WHAT YOU ARE ASKED TO DO → Provide only the number of lines in the records below that include "styles".

— Begin —

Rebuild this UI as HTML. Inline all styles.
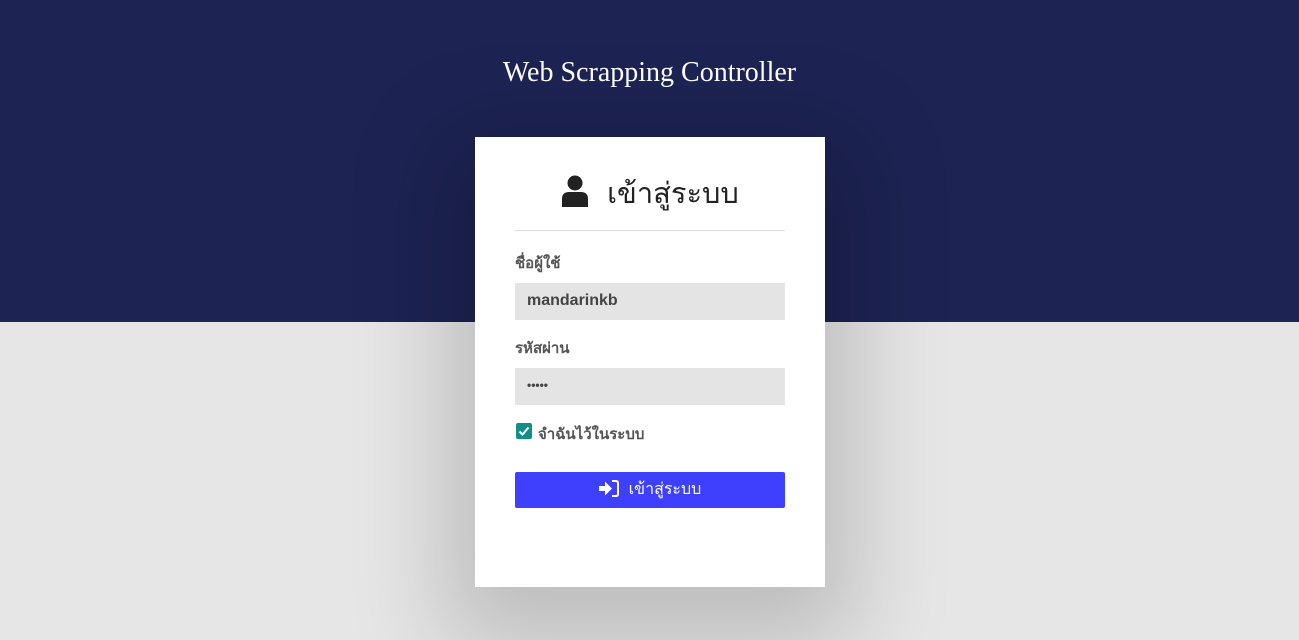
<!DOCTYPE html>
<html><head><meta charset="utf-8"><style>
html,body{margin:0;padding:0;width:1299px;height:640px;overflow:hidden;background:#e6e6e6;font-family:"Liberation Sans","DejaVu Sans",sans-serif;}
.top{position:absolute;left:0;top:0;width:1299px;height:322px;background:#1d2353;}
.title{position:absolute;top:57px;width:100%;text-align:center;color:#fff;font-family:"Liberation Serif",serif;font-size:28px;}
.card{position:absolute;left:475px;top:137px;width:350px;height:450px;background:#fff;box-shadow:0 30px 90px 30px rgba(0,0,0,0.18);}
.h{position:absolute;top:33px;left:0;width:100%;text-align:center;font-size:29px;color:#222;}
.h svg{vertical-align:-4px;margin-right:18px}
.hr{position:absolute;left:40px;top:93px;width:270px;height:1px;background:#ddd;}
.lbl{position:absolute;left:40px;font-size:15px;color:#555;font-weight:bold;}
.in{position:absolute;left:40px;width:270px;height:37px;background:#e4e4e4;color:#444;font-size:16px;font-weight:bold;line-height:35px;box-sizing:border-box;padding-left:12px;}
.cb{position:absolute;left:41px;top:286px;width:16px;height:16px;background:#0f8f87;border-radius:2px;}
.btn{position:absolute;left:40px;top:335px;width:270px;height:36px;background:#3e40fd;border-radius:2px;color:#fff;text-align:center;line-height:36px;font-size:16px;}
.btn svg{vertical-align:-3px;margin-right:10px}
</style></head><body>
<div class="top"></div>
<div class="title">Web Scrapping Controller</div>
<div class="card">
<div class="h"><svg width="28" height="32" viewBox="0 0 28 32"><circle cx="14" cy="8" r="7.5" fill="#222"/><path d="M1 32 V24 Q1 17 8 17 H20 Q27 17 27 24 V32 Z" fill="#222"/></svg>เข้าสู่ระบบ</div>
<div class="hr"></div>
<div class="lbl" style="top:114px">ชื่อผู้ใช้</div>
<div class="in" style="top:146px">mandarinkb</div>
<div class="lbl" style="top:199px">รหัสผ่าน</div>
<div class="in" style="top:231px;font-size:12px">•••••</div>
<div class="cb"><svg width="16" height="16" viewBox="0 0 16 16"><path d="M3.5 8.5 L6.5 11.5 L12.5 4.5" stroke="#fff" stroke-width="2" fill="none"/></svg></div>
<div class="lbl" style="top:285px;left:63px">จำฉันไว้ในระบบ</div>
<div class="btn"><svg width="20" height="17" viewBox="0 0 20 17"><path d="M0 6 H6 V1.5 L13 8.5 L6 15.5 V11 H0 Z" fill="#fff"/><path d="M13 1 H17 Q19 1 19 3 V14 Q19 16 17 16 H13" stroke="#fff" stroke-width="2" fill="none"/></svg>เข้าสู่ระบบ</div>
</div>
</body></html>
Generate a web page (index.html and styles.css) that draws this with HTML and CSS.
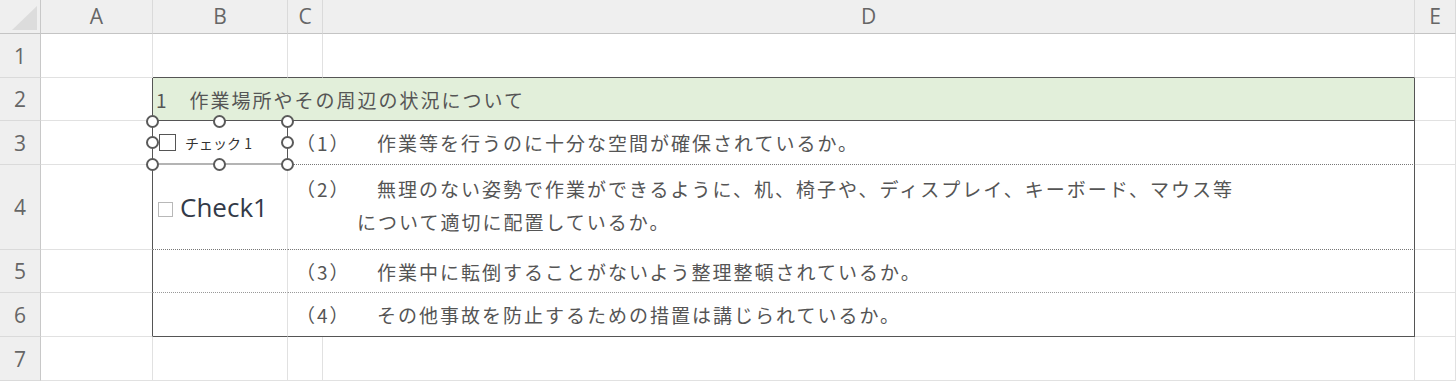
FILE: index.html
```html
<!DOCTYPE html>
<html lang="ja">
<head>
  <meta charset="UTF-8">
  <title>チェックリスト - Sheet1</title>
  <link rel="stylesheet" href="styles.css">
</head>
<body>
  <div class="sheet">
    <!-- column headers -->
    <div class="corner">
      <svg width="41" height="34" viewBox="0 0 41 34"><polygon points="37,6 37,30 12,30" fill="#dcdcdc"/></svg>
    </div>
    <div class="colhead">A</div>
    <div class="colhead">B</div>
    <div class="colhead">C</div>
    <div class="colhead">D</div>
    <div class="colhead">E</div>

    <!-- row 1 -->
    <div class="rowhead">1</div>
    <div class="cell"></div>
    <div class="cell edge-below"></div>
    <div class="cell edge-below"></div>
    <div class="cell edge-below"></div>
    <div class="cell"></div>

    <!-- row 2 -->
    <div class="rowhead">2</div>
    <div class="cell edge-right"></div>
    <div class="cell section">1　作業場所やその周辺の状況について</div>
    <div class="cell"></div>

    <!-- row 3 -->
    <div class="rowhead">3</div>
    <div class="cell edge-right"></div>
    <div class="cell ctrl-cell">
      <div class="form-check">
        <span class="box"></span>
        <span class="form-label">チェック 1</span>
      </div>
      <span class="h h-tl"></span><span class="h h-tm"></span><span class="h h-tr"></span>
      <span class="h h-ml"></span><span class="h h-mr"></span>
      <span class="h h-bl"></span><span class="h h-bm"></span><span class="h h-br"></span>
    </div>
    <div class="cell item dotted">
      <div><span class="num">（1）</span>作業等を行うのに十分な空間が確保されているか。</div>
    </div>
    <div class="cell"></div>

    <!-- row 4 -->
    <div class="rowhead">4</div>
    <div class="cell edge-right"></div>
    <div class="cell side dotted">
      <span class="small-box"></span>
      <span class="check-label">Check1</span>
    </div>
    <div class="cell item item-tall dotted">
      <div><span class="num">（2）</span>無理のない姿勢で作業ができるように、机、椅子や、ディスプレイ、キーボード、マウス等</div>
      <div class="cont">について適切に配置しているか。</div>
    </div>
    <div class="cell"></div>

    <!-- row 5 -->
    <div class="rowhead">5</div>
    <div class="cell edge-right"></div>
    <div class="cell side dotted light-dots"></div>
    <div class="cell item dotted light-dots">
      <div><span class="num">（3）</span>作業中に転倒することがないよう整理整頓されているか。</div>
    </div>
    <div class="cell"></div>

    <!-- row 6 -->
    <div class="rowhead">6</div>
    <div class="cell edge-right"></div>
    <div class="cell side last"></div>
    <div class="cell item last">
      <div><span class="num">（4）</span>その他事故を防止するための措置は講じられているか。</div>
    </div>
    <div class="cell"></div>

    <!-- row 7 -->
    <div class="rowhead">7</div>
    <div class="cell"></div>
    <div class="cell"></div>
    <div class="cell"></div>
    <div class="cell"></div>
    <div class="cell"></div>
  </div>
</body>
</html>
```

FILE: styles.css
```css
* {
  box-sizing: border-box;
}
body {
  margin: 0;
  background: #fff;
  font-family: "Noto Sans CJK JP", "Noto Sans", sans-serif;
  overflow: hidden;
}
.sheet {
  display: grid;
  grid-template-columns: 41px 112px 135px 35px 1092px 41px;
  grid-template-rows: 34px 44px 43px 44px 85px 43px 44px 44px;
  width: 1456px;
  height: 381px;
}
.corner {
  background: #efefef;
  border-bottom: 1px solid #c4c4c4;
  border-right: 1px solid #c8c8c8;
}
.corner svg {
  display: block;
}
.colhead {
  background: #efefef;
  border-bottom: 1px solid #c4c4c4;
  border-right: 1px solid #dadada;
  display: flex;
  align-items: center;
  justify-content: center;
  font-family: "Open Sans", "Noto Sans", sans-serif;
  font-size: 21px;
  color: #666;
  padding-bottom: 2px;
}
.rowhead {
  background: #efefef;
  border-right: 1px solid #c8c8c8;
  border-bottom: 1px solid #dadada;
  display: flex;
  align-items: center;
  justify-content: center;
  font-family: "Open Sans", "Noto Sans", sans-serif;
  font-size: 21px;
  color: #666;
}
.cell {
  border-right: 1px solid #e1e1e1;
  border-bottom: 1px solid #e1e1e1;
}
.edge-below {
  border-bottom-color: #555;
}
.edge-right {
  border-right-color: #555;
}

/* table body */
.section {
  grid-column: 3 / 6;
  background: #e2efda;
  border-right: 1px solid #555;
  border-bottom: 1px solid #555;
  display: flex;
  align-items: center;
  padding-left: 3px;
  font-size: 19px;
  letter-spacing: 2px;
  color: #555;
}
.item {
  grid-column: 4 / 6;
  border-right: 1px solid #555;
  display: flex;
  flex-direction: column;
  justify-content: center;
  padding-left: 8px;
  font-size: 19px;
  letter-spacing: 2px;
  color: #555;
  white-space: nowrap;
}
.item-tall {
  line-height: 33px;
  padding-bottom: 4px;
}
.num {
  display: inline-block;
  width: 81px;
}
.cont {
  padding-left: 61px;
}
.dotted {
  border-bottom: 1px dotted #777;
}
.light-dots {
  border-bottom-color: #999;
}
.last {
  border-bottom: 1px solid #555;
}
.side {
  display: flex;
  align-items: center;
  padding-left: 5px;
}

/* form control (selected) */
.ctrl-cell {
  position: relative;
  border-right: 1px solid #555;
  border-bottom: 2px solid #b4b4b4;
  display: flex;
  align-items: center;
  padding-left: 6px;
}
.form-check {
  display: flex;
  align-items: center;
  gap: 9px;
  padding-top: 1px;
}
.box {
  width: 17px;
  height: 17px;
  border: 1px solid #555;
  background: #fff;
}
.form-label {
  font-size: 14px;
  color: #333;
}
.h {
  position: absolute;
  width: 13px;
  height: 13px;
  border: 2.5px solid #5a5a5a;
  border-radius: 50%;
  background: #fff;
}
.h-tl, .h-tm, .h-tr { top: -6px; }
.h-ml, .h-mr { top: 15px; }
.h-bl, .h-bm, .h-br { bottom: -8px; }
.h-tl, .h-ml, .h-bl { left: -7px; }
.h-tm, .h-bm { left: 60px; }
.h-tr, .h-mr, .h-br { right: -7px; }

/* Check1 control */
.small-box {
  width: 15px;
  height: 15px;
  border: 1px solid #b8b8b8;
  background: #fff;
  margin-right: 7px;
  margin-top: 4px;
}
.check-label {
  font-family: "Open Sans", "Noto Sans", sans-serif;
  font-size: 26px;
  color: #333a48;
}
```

— End —

REPLY TO THE EXERCISE → 4